The company has a solid GF Score of 85 out of 100, powered by profitability metrics that are ahead of most of its industry group by a wide margin. The operating margin and net margin are ahead of peers, but are also at the high end of the company’s performance over the last decade. Packaging Corp.’s ROIC of 18.1% is more than three times its WACC of 5.8%.
The weaker areas of the company include interest coverage and revenue and earnings growth, both of which are all in the middle of the pack of the competition.
Target
The final name for consideration is Target Corp. (TGT, Financial), which has been in existence for 120 years. Target has more than 1,920 stores throughout the U.S., giving the company a vast reach that is not easily duplicated by competitors. The company sells groceries, apparel, baby products, home goods and beauty products, among others. Target has a market capitalization of $80 billion and produced revenue of $106 billion last year. The 10-year revenue growth rate is 6.9%.

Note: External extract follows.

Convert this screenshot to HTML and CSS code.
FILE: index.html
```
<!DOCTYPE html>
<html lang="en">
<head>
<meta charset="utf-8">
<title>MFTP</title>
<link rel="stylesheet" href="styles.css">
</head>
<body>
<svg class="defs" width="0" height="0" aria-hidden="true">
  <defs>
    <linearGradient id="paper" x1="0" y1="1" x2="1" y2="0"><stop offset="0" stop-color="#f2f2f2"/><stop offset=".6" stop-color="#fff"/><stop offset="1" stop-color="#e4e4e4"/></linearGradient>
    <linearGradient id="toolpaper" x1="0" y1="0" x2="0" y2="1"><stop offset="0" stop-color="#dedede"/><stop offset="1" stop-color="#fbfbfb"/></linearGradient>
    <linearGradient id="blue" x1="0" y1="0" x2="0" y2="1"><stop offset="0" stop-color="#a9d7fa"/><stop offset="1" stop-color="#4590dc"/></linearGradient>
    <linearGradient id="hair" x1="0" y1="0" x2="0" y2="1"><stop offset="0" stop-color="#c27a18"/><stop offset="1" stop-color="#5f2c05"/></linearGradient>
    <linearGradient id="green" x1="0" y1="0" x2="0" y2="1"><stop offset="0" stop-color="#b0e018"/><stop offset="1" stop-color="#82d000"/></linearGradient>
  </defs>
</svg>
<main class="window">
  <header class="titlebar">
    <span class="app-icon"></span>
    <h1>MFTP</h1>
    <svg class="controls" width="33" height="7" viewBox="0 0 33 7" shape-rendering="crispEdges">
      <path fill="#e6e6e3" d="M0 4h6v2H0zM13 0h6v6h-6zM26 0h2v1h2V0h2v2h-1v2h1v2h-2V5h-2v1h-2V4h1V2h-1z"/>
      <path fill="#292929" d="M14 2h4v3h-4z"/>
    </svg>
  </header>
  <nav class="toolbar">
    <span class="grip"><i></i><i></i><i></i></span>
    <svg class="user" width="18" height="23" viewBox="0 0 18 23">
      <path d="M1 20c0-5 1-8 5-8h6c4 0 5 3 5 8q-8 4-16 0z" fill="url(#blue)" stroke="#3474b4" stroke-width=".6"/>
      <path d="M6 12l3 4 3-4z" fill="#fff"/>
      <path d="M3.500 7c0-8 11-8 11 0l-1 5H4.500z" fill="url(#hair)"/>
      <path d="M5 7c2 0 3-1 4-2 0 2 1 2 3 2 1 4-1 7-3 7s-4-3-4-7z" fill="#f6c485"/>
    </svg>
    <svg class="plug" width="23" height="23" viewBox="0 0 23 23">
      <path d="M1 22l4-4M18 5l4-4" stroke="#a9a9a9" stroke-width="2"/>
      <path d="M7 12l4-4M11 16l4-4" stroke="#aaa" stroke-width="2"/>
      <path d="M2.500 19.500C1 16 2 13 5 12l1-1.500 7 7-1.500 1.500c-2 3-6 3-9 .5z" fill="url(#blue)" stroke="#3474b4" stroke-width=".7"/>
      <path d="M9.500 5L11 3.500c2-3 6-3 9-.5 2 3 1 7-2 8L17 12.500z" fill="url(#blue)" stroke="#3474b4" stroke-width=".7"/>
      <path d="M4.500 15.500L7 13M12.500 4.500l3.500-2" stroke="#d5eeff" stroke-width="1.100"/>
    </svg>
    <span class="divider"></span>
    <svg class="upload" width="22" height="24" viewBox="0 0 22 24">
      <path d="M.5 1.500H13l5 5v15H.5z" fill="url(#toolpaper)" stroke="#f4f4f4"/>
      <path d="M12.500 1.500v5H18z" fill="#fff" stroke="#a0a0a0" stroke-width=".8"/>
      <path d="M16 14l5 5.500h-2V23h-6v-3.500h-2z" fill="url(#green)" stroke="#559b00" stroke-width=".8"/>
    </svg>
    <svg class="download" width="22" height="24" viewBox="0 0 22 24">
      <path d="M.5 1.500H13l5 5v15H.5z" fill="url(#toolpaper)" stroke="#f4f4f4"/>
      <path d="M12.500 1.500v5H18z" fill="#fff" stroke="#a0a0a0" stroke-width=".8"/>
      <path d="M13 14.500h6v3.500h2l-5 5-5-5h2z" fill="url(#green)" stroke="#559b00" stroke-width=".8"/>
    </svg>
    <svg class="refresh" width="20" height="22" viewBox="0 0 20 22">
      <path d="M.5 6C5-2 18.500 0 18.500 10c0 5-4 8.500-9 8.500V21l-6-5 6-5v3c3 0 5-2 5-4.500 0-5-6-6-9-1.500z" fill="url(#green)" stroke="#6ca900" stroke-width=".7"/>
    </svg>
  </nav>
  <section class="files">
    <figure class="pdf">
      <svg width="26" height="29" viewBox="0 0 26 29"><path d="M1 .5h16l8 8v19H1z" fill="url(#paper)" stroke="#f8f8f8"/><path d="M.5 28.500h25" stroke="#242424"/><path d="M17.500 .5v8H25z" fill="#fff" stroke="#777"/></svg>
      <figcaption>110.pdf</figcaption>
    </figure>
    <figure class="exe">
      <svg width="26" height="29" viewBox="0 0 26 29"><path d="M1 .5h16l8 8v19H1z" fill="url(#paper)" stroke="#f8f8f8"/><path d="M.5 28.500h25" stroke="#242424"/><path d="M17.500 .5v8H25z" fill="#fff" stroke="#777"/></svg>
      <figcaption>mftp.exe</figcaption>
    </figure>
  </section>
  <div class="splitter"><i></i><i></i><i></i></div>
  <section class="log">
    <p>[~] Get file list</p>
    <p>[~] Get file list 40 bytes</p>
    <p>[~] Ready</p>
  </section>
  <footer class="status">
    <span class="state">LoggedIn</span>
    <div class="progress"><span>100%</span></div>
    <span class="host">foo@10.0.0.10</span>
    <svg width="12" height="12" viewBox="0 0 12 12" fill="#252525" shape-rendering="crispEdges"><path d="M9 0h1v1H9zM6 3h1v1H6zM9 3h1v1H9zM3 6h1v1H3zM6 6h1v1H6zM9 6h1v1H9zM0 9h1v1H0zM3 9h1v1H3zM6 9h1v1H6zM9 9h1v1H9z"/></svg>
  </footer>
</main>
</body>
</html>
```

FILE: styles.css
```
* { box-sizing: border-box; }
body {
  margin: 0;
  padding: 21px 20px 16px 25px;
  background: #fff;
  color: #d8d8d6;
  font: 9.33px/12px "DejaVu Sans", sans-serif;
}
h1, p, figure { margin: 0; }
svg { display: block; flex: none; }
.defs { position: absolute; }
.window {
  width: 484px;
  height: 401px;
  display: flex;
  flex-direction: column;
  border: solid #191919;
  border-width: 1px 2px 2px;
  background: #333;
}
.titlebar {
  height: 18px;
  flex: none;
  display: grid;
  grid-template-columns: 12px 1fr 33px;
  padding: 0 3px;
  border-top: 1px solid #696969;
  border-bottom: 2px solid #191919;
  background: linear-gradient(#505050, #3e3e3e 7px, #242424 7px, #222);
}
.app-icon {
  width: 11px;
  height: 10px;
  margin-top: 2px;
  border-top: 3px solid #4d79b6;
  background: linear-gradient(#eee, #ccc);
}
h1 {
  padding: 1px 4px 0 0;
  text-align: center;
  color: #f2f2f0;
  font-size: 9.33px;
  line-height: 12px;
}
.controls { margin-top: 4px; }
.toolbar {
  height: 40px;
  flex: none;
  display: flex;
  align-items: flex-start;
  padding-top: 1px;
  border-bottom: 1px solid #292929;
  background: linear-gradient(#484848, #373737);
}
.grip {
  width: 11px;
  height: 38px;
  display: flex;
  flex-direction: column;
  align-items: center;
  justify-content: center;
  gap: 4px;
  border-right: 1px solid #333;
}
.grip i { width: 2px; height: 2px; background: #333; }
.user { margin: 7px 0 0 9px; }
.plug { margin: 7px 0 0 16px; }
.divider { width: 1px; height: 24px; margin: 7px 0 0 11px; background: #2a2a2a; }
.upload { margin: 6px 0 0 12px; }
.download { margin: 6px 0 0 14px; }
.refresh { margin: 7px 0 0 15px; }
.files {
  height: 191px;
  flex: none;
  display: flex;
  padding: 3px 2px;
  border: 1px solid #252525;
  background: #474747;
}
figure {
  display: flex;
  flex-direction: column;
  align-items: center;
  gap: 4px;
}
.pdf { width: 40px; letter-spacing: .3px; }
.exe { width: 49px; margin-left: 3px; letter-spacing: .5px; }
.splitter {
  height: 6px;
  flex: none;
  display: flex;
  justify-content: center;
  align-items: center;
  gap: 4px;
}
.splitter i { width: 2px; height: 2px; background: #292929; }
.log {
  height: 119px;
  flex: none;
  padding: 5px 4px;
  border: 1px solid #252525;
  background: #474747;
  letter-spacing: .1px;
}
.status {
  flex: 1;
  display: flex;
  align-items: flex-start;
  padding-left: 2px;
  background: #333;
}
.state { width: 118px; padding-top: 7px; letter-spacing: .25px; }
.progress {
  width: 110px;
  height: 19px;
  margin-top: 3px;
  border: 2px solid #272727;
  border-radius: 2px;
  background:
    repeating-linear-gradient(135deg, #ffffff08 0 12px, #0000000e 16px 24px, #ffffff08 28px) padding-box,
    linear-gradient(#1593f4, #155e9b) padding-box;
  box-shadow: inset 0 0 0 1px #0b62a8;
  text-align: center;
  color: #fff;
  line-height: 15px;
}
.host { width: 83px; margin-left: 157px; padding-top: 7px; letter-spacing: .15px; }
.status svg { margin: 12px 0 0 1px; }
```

Target’s price-earnings ratio without NRI is just under 20, which is higher than its 10-year average multiple of 15.5 times earnings.
On the other hand, the GF Value chart shows the stock to be trading at a very steep discount to intrinsic value.
Target closed recently at $173.65. With a GF Value of $224.66, shares have a price-to-GF Value ratio of 0.77, meaning the stock could return 29.4%. The stock is rated as modestly undervalued.
The company has an impressive dividend growth streak of 54 years, which qualifies it as a Dividend King, to go along with a market-beating dividend yield of 2.5%. Target is forecasted to have a payout ratio of 53% in 2022, making it likely the company will continue to hold onto its Dividend King status.
Target has a strong GF Score of 90 out of 100. The company’s ROIC of 13.2% compares well to its WACC of 7.3% and is well ahead of most of its industry peers. Return on assets and return on equity have both outperformed the competition as well. Target’s revenue and earnings growth rates have been industry leading over the last three years, though both metrics are projected to be in the middle of peer or below going forward.